Dataset records >>
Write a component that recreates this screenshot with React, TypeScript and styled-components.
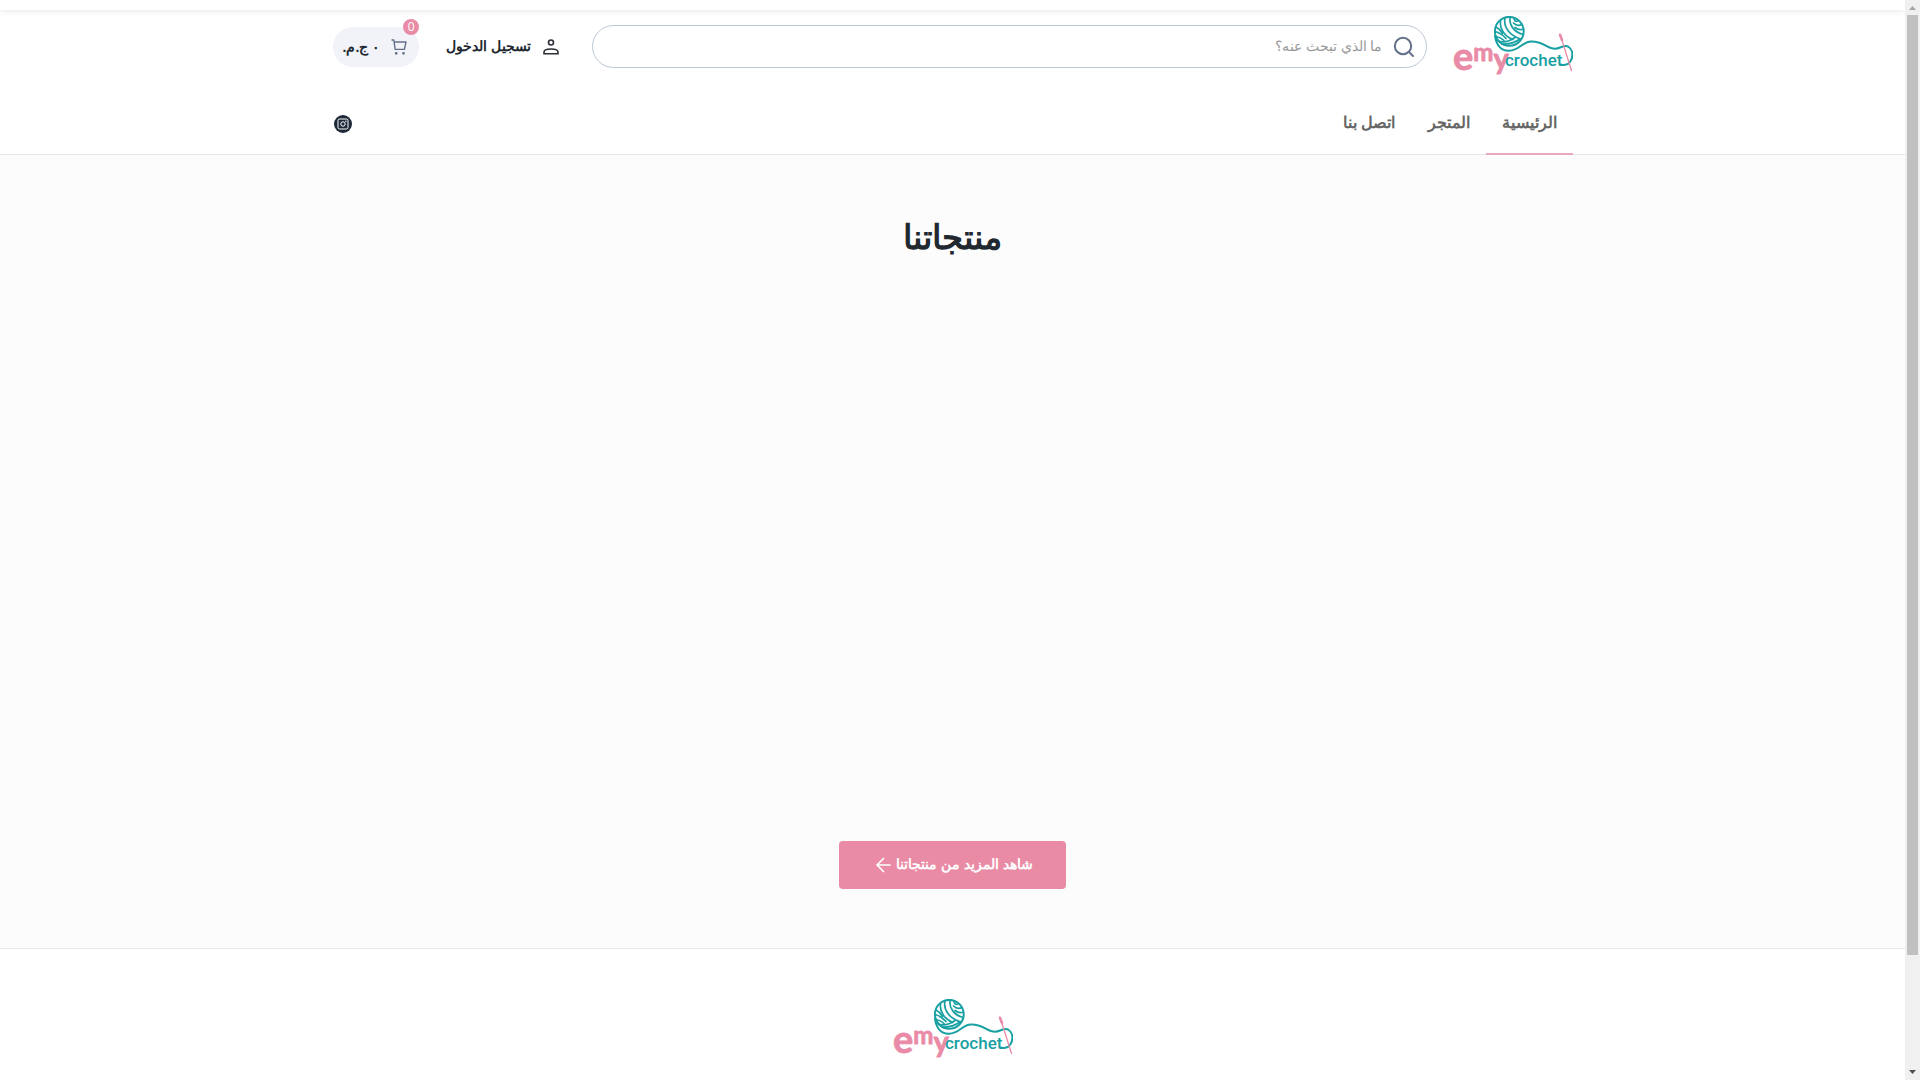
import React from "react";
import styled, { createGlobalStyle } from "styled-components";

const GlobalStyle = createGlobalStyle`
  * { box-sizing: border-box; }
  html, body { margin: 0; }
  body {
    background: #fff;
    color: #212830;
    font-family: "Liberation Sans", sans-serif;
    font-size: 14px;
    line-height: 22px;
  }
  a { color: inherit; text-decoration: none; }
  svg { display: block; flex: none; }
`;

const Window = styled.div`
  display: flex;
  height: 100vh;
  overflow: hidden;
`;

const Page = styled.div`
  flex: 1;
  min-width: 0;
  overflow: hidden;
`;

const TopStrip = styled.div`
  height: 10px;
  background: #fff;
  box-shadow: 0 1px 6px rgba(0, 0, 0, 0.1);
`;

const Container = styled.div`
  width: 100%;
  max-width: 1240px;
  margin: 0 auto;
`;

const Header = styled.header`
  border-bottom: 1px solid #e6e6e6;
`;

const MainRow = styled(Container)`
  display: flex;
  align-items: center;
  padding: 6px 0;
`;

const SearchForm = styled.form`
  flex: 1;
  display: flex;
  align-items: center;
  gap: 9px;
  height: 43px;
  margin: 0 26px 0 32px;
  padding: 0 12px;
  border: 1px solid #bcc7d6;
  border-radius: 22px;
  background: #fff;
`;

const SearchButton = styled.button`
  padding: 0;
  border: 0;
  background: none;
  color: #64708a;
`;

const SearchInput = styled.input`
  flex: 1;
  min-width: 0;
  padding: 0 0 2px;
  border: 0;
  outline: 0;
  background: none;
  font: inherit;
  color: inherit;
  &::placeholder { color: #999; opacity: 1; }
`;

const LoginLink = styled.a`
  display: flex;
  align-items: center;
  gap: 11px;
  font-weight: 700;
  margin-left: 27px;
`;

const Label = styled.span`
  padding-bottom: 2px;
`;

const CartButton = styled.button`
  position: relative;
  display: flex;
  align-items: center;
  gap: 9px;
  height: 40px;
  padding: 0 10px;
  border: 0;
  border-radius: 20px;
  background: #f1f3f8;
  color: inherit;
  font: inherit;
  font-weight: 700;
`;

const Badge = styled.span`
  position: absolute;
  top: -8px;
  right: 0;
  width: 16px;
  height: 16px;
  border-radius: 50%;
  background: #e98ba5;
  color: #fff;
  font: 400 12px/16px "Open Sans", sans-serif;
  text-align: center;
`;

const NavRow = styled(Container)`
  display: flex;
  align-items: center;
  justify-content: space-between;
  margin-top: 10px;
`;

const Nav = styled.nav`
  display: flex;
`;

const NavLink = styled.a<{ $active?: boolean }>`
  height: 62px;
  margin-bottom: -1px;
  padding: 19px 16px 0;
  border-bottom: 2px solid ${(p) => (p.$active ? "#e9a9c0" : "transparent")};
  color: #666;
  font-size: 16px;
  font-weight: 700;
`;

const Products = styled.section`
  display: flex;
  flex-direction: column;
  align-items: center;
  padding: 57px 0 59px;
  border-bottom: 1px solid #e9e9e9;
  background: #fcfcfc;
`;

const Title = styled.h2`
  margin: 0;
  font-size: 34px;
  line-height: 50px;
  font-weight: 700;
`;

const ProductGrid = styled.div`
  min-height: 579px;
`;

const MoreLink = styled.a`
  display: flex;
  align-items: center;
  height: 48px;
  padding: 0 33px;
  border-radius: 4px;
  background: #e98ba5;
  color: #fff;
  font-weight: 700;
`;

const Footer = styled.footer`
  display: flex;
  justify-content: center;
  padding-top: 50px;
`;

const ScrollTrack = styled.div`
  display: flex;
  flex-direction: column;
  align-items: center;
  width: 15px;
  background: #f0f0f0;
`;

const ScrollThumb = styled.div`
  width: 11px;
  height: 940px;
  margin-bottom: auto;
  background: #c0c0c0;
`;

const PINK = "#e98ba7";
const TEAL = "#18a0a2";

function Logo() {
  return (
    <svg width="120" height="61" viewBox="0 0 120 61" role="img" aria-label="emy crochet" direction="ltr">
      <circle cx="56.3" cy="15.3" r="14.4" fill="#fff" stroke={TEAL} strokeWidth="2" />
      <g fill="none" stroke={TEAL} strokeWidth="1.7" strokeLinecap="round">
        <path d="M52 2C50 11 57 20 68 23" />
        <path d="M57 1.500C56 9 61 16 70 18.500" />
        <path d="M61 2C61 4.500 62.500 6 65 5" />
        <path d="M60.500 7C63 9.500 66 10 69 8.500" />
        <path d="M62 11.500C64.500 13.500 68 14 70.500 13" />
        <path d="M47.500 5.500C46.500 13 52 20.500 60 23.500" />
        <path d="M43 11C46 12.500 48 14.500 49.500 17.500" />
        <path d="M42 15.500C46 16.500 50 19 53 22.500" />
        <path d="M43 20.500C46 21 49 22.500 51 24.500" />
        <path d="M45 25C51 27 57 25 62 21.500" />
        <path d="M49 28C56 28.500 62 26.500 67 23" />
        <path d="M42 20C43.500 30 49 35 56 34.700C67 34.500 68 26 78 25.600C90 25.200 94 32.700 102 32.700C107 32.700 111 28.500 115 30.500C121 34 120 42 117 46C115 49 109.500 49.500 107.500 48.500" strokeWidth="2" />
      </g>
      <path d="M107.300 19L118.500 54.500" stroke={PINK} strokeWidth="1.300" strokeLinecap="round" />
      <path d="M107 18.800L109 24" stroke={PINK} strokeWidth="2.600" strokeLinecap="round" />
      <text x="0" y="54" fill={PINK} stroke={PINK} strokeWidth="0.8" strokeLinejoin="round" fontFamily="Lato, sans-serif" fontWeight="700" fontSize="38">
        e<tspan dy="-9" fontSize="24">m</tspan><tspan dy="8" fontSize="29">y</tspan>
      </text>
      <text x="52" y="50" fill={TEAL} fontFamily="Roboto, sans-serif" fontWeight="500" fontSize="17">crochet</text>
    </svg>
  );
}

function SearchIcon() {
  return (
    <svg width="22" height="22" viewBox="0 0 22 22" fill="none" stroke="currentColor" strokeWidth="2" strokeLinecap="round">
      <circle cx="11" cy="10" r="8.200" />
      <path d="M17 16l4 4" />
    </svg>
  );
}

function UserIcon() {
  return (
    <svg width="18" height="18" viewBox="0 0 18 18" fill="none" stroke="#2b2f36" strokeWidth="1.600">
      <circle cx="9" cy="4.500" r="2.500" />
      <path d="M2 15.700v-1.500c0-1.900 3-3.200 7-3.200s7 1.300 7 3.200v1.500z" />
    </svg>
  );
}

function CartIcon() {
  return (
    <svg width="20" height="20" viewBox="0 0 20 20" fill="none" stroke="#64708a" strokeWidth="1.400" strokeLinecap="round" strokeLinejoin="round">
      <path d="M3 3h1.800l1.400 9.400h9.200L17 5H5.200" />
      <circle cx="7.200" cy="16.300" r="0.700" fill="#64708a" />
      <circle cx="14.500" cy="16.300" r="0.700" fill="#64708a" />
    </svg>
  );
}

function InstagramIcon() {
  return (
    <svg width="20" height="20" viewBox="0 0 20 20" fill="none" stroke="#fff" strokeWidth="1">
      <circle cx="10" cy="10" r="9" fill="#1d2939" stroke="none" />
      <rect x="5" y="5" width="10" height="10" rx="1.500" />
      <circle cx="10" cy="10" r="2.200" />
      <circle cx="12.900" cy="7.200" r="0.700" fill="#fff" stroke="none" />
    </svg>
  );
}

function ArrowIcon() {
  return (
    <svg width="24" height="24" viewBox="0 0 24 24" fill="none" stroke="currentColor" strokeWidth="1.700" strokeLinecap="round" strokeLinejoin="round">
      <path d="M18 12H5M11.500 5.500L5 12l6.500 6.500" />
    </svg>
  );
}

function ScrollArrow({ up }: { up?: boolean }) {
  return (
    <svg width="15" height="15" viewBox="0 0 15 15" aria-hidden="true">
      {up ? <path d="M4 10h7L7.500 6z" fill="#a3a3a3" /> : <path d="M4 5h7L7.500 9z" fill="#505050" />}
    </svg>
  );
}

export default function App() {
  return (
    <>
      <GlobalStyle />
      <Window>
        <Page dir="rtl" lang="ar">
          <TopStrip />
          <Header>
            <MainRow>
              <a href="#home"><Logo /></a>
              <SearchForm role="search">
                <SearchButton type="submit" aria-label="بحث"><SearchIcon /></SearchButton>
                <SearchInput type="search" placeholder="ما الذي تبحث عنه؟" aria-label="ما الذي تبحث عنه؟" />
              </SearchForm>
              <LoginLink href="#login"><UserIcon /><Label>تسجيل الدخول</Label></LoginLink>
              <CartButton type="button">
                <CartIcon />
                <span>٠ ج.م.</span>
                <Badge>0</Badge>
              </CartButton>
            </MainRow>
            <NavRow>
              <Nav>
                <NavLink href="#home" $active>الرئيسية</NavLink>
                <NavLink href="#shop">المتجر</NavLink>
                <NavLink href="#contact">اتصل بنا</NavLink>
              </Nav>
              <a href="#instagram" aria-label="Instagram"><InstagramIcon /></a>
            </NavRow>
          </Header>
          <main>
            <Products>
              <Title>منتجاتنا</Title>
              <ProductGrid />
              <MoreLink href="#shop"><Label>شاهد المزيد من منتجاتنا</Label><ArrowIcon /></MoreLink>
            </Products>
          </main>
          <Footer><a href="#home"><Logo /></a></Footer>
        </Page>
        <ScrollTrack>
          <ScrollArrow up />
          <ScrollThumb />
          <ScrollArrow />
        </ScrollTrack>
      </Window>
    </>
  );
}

---

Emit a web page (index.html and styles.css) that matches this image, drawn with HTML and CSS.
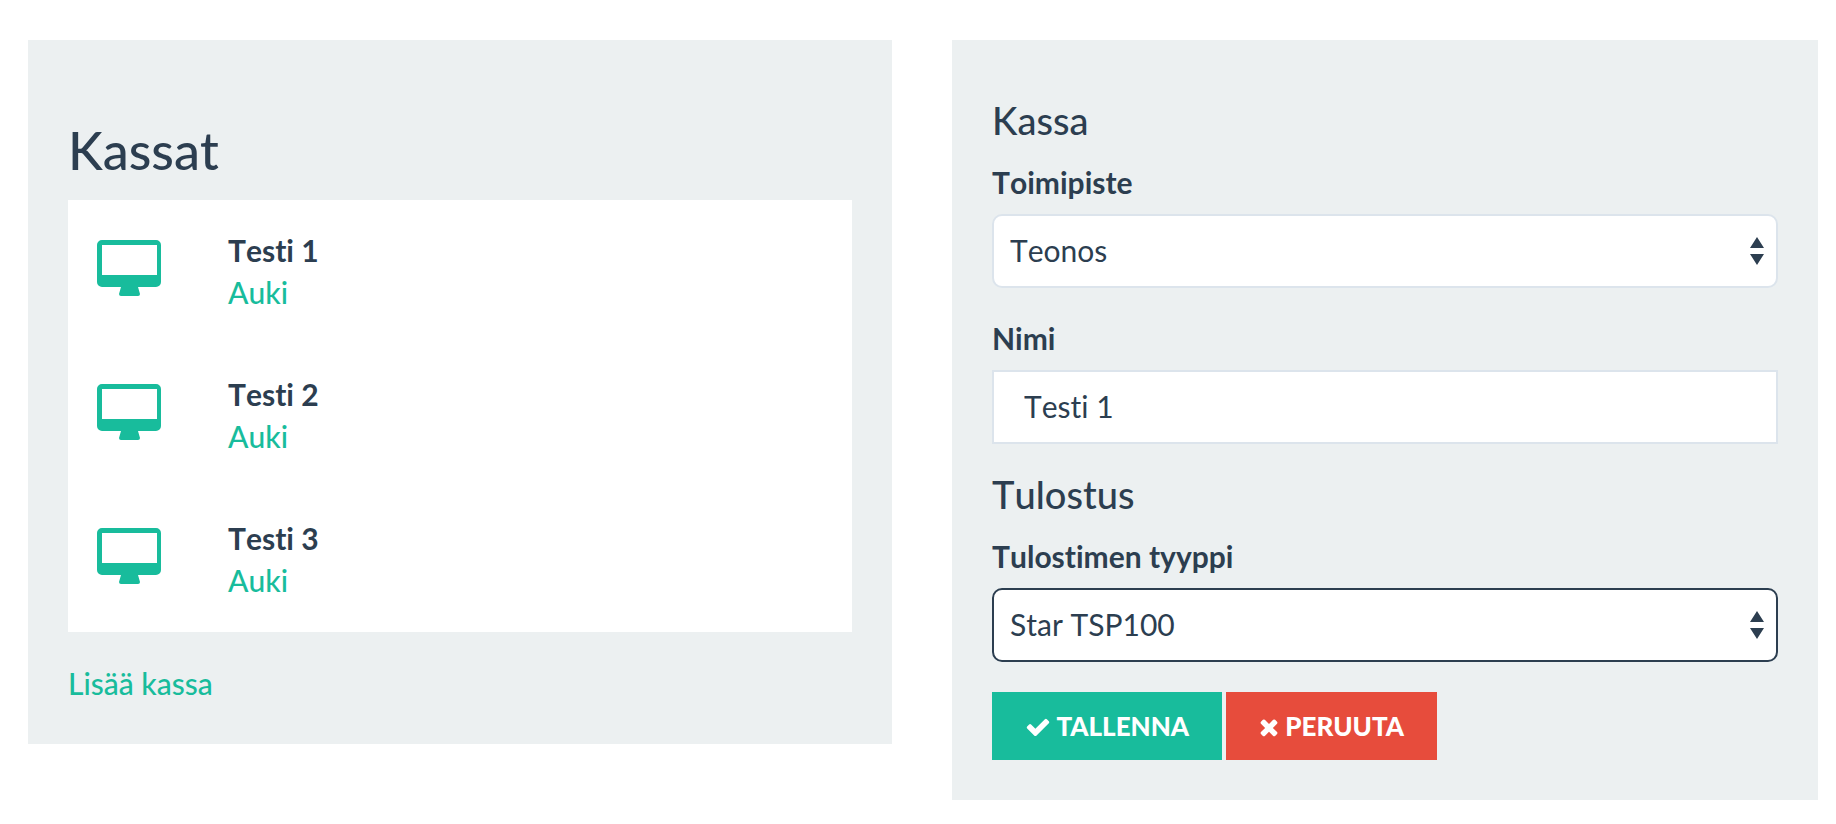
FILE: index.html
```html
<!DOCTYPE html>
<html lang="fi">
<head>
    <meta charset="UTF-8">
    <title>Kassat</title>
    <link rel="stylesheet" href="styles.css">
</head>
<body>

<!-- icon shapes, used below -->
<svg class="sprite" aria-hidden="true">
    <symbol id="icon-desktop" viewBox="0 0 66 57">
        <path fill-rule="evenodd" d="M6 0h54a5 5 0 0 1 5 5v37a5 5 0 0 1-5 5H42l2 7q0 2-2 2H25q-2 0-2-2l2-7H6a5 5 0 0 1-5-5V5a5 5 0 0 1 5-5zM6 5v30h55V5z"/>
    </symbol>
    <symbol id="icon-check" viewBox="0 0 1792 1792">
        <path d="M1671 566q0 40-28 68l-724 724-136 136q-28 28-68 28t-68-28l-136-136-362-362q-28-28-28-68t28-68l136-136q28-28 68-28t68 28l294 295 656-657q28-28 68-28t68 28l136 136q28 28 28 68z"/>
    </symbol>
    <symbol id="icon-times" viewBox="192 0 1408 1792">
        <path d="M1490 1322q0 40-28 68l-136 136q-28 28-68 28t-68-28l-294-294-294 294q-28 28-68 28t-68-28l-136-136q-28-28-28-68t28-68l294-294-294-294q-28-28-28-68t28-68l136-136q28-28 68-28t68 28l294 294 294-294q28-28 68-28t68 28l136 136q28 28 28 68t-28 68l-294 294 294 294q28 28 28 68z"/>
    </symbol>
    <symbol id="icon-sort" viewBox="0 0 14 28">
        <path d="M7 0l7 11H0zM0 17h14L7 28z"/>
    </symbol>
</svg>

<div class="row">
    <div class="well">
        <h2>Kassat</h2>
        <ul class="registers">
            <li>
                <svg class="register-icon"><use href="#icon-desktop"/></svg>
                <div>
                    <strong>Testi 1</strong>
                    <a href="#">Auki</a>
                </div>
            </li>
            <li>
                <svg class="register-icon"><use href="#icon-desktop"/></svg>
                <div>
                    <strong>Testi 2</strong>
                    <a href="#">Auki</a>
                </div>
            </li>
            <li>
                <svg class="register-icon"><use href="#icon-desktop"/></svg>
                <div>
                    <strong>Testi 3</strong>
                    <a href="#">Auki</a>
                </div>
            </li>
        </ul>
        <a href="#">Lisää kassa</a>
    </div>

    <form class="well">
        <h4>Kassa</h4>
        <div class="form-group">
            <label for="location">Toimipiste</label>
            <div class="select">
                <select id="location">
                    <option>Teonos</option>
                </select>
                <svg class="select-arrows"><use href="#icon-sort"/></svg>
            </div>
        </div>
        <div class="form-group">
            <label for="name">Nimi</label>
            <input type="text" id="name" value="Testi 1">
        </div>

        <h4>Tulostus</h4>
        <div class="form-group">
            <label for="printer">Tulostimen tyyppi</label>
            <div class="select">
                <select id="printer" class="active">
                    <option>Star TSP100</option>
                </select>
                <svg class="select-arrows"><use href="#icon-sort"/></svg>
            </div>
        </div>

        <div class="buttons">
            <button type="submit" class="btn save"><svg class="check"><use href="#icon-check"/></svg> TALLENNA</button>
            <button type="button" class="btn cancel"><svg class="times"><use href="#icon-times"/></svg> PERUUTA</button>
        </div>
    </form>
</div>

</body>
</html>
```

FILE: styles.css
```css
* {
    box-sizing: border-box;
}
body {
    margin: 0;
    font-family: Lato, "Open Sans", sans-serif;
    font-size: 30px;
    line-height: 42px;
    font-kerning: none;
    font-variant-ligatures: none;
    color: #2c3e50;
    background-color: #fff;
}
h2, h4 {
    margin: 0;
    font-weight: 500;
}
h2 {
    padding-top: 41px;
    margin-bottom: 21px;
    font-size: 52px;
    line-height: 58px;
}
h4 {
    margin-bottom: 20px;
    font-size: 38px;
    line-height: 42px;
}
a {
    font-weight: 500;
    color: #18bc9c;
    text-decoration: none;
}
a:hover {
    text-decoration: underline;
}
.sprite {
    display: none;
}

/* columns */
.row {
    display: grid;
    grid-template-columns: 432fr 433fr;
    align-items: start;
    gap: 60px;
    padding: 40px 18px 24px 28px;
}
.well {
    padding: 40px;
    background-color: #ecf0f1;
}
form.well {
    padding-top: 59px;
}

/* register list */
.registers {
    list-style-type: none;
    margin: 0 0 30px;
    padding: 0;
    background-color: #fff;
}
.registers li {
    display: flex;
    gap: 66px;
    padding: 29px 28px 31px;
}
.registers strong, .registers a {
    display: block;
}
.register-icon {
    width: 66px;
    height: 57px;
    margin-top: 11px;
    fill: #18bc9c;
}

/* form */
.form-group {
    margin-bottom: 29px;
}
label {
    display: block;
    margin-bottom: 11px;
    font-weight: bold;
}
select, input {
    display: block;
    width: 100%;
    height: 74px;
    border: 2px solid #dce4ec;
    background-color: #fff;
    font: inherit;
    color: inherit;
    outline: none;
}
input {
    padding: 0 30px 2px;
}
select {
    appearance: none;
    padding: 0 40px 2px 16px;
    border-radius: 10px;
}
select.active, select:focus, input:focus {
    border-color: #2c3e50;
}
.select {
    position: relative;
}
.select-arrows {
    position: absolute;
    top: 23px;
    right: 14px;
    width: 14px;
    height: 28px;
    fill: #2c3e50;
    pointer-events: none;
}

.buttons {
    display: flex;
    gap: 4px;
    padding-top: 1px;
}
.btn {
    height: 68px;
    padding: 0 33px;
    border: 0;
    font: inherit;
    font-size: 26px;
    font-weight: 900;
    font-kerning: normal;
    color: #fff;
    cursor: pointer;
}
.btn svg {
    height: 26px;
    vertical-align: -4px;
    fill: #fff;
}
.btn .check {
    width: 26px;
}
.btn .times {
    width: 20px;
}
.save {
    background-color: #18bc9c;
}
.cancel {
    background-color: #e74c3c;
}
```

Given problem >> Return, from the data, each line that has the word "React" in it.

Solution below >>
Write a component that recreates this screenshot with React, TypeScript and styled-components.
import React from "react";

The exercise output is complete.